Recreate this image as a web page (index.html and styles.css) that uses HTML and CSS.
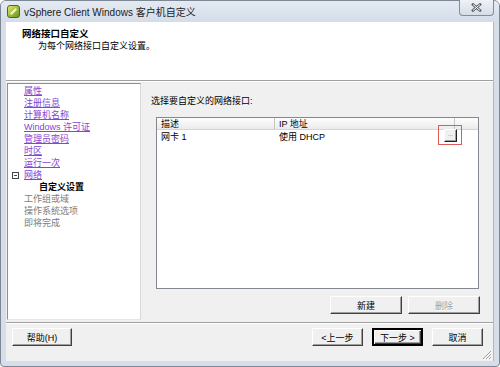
FILE: index.html
```html
<!DOCTYPE html>
<html>
<head>
    <meta charset="UTF-8">
    <title>vSphere Client Windows 客户机自定义</title>
    <link rel="stylesheet" href="styles.css">
</head>
<body>
<div class="window">
    <div class="caption">
        <svg class="app-icon" width="13" height="13" viewBox="0 0 13 13">
            <defs>
                <linearGradient id="ig" x1="0" y1="0" x2="1" y2="1">
                    <stop offset="0" stop-color="#e4ec6a"/>
                    <stop offset="1" stop-color="#5f8f1e"/>
                </linearGradient>
            </defs>
            <rect x="0.5" y="0.5" width="12" height="12" rx="2.5" fill="url(#ig)" stroke="#4d6b1a"/>
            <path d="M3 8.5 L8.5 3 L10 4.5 L4.5 10 Z" fill="#fffbd0" opacity="0.9"/>
        </svg>
        <span class="caption-text">vSphere Client Windows 客户机自定义</span>
        <span class="close-btn">
            <svg width="11" height="9" viewBox="0 0 11 9">
                <path d="M2 1.5 L9 7.5 M9 1.5 L2 7.5" stroke="#5a5f66" stroke-width="2.6" stroke-linecap="square"/>
                <path d="M2 1.5 L9 7.5 M9 1.5 L2 7.5" stroke="#fff" stroke-width="1"/>
            </svg>
        </span>
    </div>

    <div class="client">
        <div class="header">
            <div class="header-title">网络接口自定义</div>
            <div class="header-sub">为每个网络接口自定义设置。</div>
        </div>

        <div class="main">
            <ul class="steps">
                <li class="link">属性</li>
                <li class="link">注册信息</li>
                <li class="link">计算机名称</li>
                <li class="link">Windows 许可证</li>
                <li class="link">管理员密码</li>
                <li class="link">时区</li>
                <li class="link">运行一次</li>
                <li class="link"><em class="fold"></em>网络</li>
                <li class="current">自定义设置</li>
                <li class="todo">工作组或域</li>
                <li class="todo">操作系统选项</li>
                <li class="todo">即将完成</li>
            </ul>

            <div class="content">
                <div class="label">选择要自定义的网络接口:</div>
                <div class="grid">
                    <div class="grid-head">
                        <span class="col-a">描述</span>
                        <span class="col-b">IP 地址</span>
                        <span class="col-c"></span>
                    </div>
                    <div class="grid-row">
                        <span class="col-a">网卡 1</span>
                        <span class="col-b">使用 DHCP</span>
                        <span class="col-c"></span>
                    </div>
                    <div class="mark"><span class="dots">...</span></div>
                </div>
                <div class="grid-btns">
                    <span class="btn wide">新建</span>
                    <span class="btn wide disabled">删除</span>
                </div>
            </div>
        </div>

        <div class="footer">
            <span class="btn help">帮助(H)</span>
            <span class="spacer"></span>
            <span class="btn">&lt;上一步</span>
            <span class="btn default">下一步 &gt;</span>
            <span class="btn">取消</span>
            <svg class="grip" width="11" height="11" viewBox="0 0 11 11">
                <path d="M10 2 L2 10 M10 5 L5 10 M10 8 L8 10" stroke="#a0a0a0" stroke-width="1"/>
                <path d="M11 3 L3 11 M11 6 L6 11 M11 9 L9 11" stroke="#fff" stroke-width="1"/>
            </svg>
        </div>
    </div>
</div>
</body>
</html>
```

FILE: styles.css
```css
* {
    margin: 0;
    padding: 0;
    box-sizing: border-box;
}

body {
    width: 500px;
    height: 367px;
    background: #fff;
    font-family: "Liberation Sans", "Noto Sans CJK SC", sans-serif;
    font-size: 9px;
    color: #000;
}

ul, li {
    list-style: none;
}

.window {
    width: 500px;
    height: 367px;
    border: 1px solid #7d8894;
    border-radius: 6px 6px 4px 4px;
    background: #d7dee7;
    padding: 0 5px 5px;
    display: flex;
    flex-direction: column;
}

/* 标题栏 */
.caption {
    height: 21px;
    display: flex;
    align-items: center;
    position: relative;
    background: linear-gradient(#e4eaf2, #d3dde9);
    margin: 0 -5px;
    padding-left: 6px;
    border-radius: 5px 5px 0 0;
}

.app-icon {
    margin-right: 4px;
}

.caption-text {
    font-size: 10px;
    color: #1b1b1b;
}

.close-btn {
    position: absolute;
    top: -1px;
    right: 5px;
    width: 35px;
    height: 16px;
    border: 1px solid #858c96;
    border-top: none;
    border-radius: 0 0 4px 4px;
    background: linear-gradient(#eef2f7, #d6dde6);
    display: flex;
    align-items: center;
    justify-content: center;
}

.client {
    flex: 1;
    display: flex;
    flex-direction: column;
    background: #f0f0f0;
    border-right: 1px solid #b0b8c2;
}

/* 顶部说明 */
.header {
    height: 59px;
    background: #fff;
    border-bottom: 1px solid #a0a0a0;
    padding: 6px 0 0 16px;
}

.header-title {
    font-weight: bold;
    font-size: 9.5px;
    line-height: 12px;
}

.header-sub {
    padding-left: 16px;
    line-height: 13px;
}

.main {
    height: 241px;
    border-top: 1px solid #fff;
    display: flex;
    padding: 1px 0 0 1px;
}

/* 左侧步骤 */
.steps {
    width: 134px;
    height: 237px;
    background: #fff;
    border: 1px solid #8e8f8f;
    border-right-color: #d8d8d8;
    border-bottom-color: #e6e6e6;
    padding: 1px 0 0 16px;
}

.steps li {
    line-height: 12px;
    height: 12px;
    white-space: nowrap;
}

.steps .link {
    color: #8445d0;
    text-decoration: underline;
}

.steps .current {
    font-weight: bold;
    padding-left: 15px;
}

.steps .todo {
    color: #7d7d7d;
}

.fold {
    display: inline-block;
    width: 7px;
    height: 7px;
    border: 1px solid #444;
    margin: 0 5px 0 -12px;
    vertical-align: -1px;
    background: linear-gradient(#444, #444) no-repeat center / 3px 1px;
}

/* 右侧内容 */
.content {
    flex: 1;
    padding: 12px 0 0 10px;
}

.label {
    line-height: 12px;
}

.grid {
    position: relative;
    width: 323px;
    height: 172px;
    margin: 10px 0 0 5px;
    background: #fff;
    border: 1px solid #828790;
}

.grid-head, .grid-row {
    display: flex;
    height: 12px;
    line-height: 12px;
}

.grid-head {
    background: linear-gradient(#fdfdfd, #ebebeb);
    border-bottom: 1px solid #d5d5d5;
    height: 12px;
}

.grid-row {
    margin-top: 1px;
}

.col-a {
    width: 118px;
    padding-left: 4px;
}

.col-b {
    width: 180px;
    padding-left: 4px;
}

.grid-head .col-a, .grid-head .col-b {
    border-right: 1px solid #c5c5c5;
}

.col-c {
    flex: 1;
}

/* 红框标注 */
.mark {
    position: absolute;
    left: 281px;
    top: 7px;
    width: 24px;
    height: 20px;
    border: 1px solid #e05a5a;
    padding: 3px 0 0 5px;
}

.dots {
    display: block;
    width: 13px;
    height: 13px;
    background: #f0f0f0;
    border: 1px solid;
    border-color: #fff #202020 #202020 #fff;
    box-shadow: inset -1px -1px #a0a0a0;
    font-size: 6px;
    line-height: 9px;
    text-align: center;
    color: #666;
}

.grid-btns {
    width: 329px;
    display: flex;
    justify-content: flex-end;
    gap: 6px;
    margin-top: 7px;
}

/* 按钮 */
.btn {
    display: inline-flex;
    align-items: center;
    justify-content: center;
    width: 51px;
    height: 18px;
    background: #f0f0f0;
    border: 1px solid;
    border-color: #fff #404040 #404040 #fff;
    box-shadow: inset -1px -1px #a0a0a0;
    white-space: nowrap;
}

.btn.wide {
    width: 72px;
}

.btn.disabled {
    color: #a0a0a0;
    text-shadow: 1px 1px #fff;
}

.btn.default {
    border: 2px solid #000;
    box-shadow: inset 1px 1px #fff, inset -1px -1px #404040, inset -2px -2px #a0a0a0;
}

.btn.help {
    width: 60px;
}

.footer {
    flex: 1;
    position: relative;
    border-top: 1px solid #a0a0a0;
    box-shadow: inset 0 1px #fff;
    display: flex;
    align-items: flex-start;
    gap: 9px;
    padding: 5px 10px 0 6px;
}

.spacer {
    flex: 1;
}

.grip {
    position: absolute;
    right: 1px;
    bottom: 1px;
}
```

==================================================

PROBLEM DETAILS
Read through the data and copy every line where "styles" shows up.

FINAL RESULT
Recreate this image as a web page (index.html and styles.css) that uses HTML and CSS.
    <link rel="stylesheet" href="styles.css">
FILE: styles.css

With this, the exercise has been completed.